Yes, it's a documentary on the font.
Yes, I felt targeted as a sometime resident who used the subway system daily...
All the design students at my school watch this film and then they hate helvitica. It appears to be the #1 strongly held opinion.
The production artists I work with don't use the font, but really like it. The problem being, there are so many versions of it (all named Helvetica) coming from different foundries and they all come bundled with different programs, meaning that using one variant of Helvetica in Illustrator might conflict with the version in a Corel program.
I really liked this documentary. I didn't leave with a hatred of helvetica, but rather a much broader awareness of how design pervades daily life. Where there is signage, there is helvetica. Pretty staggering how widely used the font is.
I think what it comes down to is whether, as a designer, you value novelty (the constant introduction of new ideas) or clarity/longevity. It seems to me that the trade-off is always going to be a varying level of genericness (with something like helvetica representing the extremely generic ... barring, of course, any novel uses of the font itself).
As always, I would imagine a font should serve the design, and not the other way around. It's not helvetica that's bad, it's how the font is sometimes used.
I agree. I thought it was pretty fascinating. The Romantic rhetoric of Carson etc was not all that convincing either. Part of what made it fascinating was the claims everyone made. Just as looney as the claims poets make.

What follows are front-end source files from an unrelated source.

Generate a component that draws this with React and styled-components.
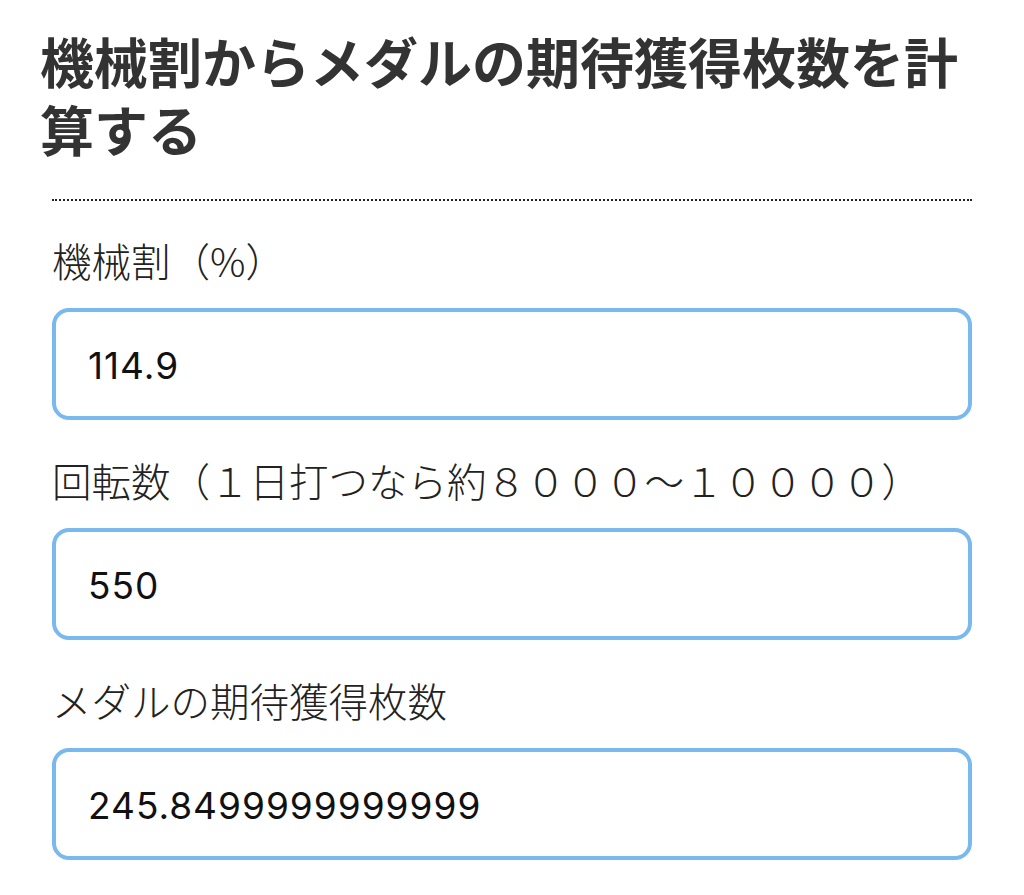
import React from "react";
import styled, { createGlobalStyle } from "styled-components";

const Global = createGlobalStyle`
  html, body { margin: 0; padding: 0; background: #fff; }
  body { font-family: "Noto Sans CJK JP", "Noto Sans", sans-serif; }
`;

const Page = styled.div`
  width: 1024px;
  box-sizing: border-box;
  padding: 27px 40px 0 40px;
`;

const Title = styled.h1`
  margin: 0;
  font-family: "Noto Sans CJK JP", sans-serif;
  font-weight: 700;
  font-size: 54px;
  line-height: 68px;
  color: #333;
  letter-spacing: 0;
`;

const Form = styled.div`
  margin: 36px 12px 0 12px;
  border-top: 2px dotted #222;
  padding-top: 34px;
  display: flex;
  flex-direction: column;
`;

const Field = styled.div`
  display: flex;
  flex-direction: column;
  gap: 23px;
  & + & {
    margin-top: 35px;
  }
`;

const Label = styled.label`
  font-family: "Noto Sans CJK JP", sans-serif;
  font-weight: 300;
  font-size: 39.5px;
  line-height: 50px;
  color: #222;
  white-space: nowrap;
`;

const Input = styled.input`
  box-sizing: border-box;
  width: 100%;
  height: 112px;
  margin: 0;
  border: 4px solid #7ab9ee;
  border-radius: 17px;
  padding: 2px 32px 0 32px;
  font-family: "Inter", "Liberation Sans", sans-serif;
  font-size: 37px;
  letter-spacing: 1px;
  color: #111;
  background: #fff;
  outline: none;
`;

const fields = [
  { label: "機械割（%）", value: "114.9" },
  { label: "回転数（１日打つなら約８０００～１００００）", value: "550" },
  { label: "メダルの期待獲得枚数", value: "245.8499999999999" },
];

export default function App() {
  return (
    <Page>
      <Global />
      <Title>機械割からメダルの期待獲得枚数を計算する</Title>
      <Form>
        {fields.map((f) => (
          <Field key={f.label}>
            <Label>{f.label}</Label>
            <Input type="text" defaultValue={f.value} readOnly />
          </Field>
        ))}
      </Form>
    </Page>
  );
}
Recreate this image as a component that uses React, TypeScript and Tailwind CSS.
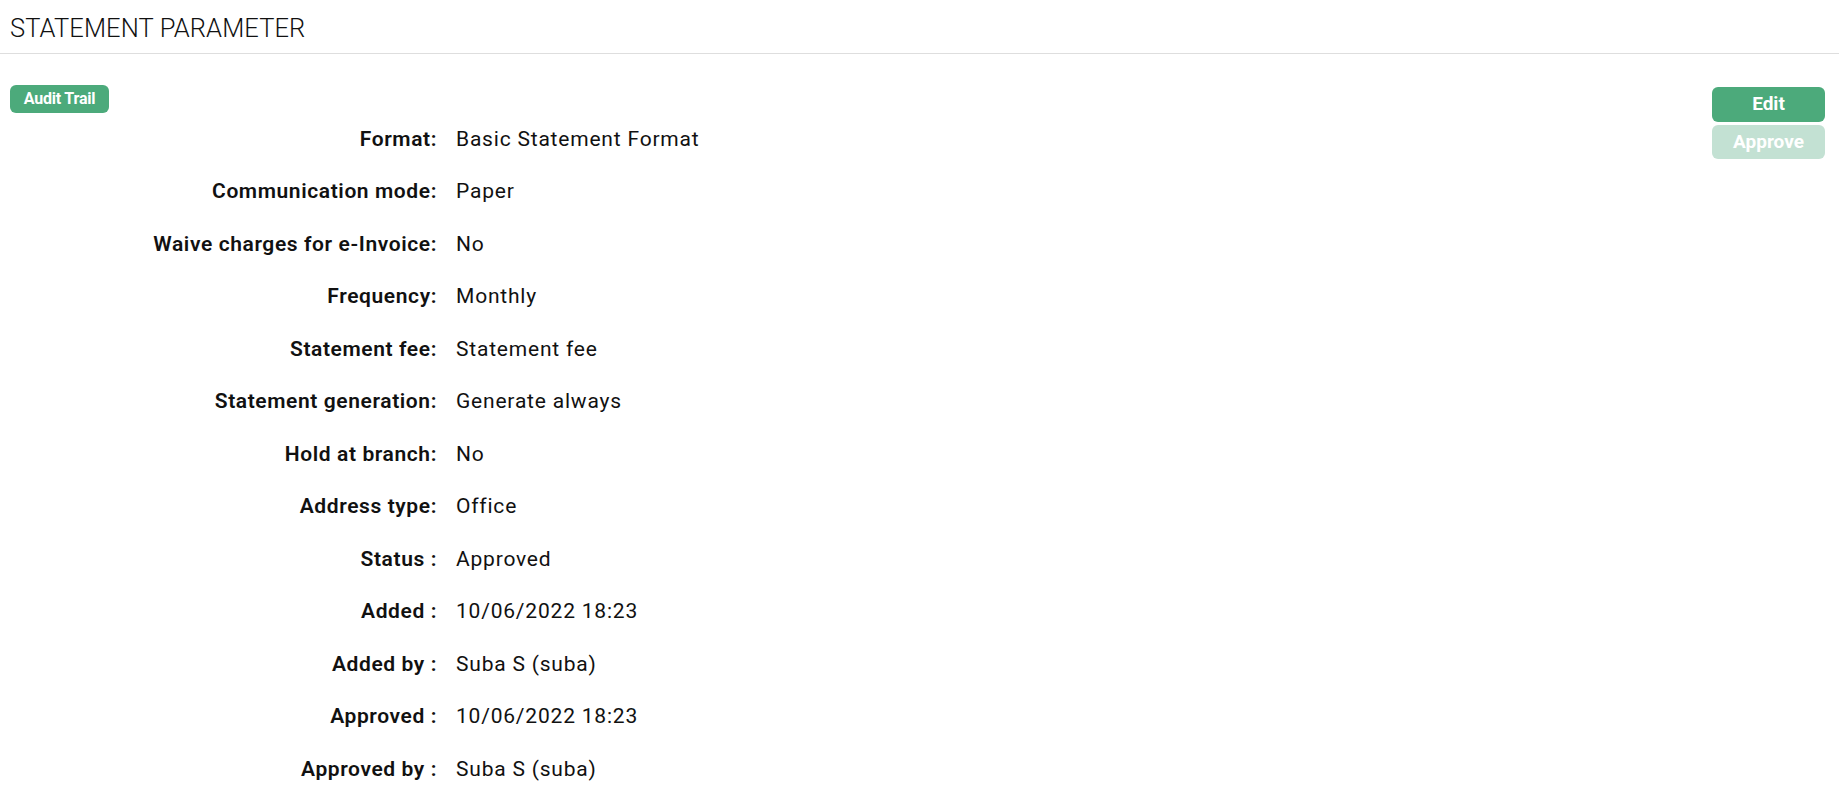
import React from "react";

const rows: { label: string; value: string }[] = [
    { label: "Format:", value: "Basic Statement Format" },
    { label: "Communication mode:", value: "Paper" },
    { label: "Waive charges for e-Invoice:", value: "No" },
    { label: "Frequency:", value: "Monthly" },
    { label: "Statement fee:", value: "Statement fee" },
    { label: "Statement generation:", value: "Generate always" },
    { label: "Hold at branch:", value: "No" },
    { label: "Address type:", value: "Office" },
    { label: "Status :", value: "Approved" },
    { label: "Added :", value: "10/06/2022 18:23" },
    { label: "Added by :", value: "Suba S (suba)" },
    { label: "Approved :", value: "10/06/2022 18:23" },
    { label: "Approved by :", value: "Suba S (suba)" },
];

const App = () => {
    return (
        <div
            className="min-h-screen bg-white text-[#111]"
            style={{ fontFamily: "Roboto, 'Liberation Sans', sans-serif" }}
        >
            <header className="flex h-[54px] items-center border-b border-[#dedede] px-[10px] pt-[4px]">
                <h1 className="text-[25.5px] font-light tracking-[0.1px] text-[#111]">
                    STATEMENT PARAMETER
                </h1>
            </header>

            <div className="flex pt-[31px] pl-[10px] pr-[14px]">
                <div className="flex-1">
                    <button
                        type="button"
                        className="flex h-[28px] w-[99px] items-center justify-center rounded-[6px] bg-[#4caa7b] text-[16px] font-bold tracking-[-0.2px] text-white"
                    >
                        Audit Trail
                    </button>

                    <dl className="grid grid-cols-[427px_1fr] gap-x-[19px]">
                        {rows.map((row, i) => (
                            <React.Fragment key={i}>
                                <dt className="flex h-[52.5px] items-center justify-end text-[21px] font-semibold tracking-[0.6px] text-[#111]">
                                    {row.label}
                                </dt>
                                <dd className="flex h-[52.5px] items-center text-[21px] tracking-[0.8px] text-[#111]">
                                    {row.value}
                                </dd>
                            </React.Fragment>
                        ))}
                    </dl>
                </div>

                <div className="flex w-[113px] flex-col gap-[3px] pt-[2px]">
                    <button
                        type="button"
                        className="flex h-[35px] items-center justify-center rounded-[6px] bg-[#4caa7b] text-[19px] font-bold text-white"
                    >
                        Edit
                    </button>
                    <button
                        type="button"
                        disabled
                        className="flex h-[34px] items-center justify-center rounded-[6px] bg-[#c3e1d3] text-[19px] font-bold text-white"
                    >
                        Approve
                    </button>
                </div>
            </div>
        </div>
    );
};

export default App;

On a somewhat related note, there is a ridiculous amount of signage in Korea. It seems like in the US, the architectural design of a building will more often than not do the work of signage. It's quite easy to tell what is a grocery store, or what is a department store. Here, the grocery store, electronics store, home supplies store, etc maybe stacked on top of one another in a huge, anonymous looking multistory building. So they just plaster the outside of it with really colorful and vibrant signage.
I left that movie with an OCD need to spot Helvetica EVERYWHERE I WENT. Ugh. That's what made me hate Helvetica, not the red scare of the film.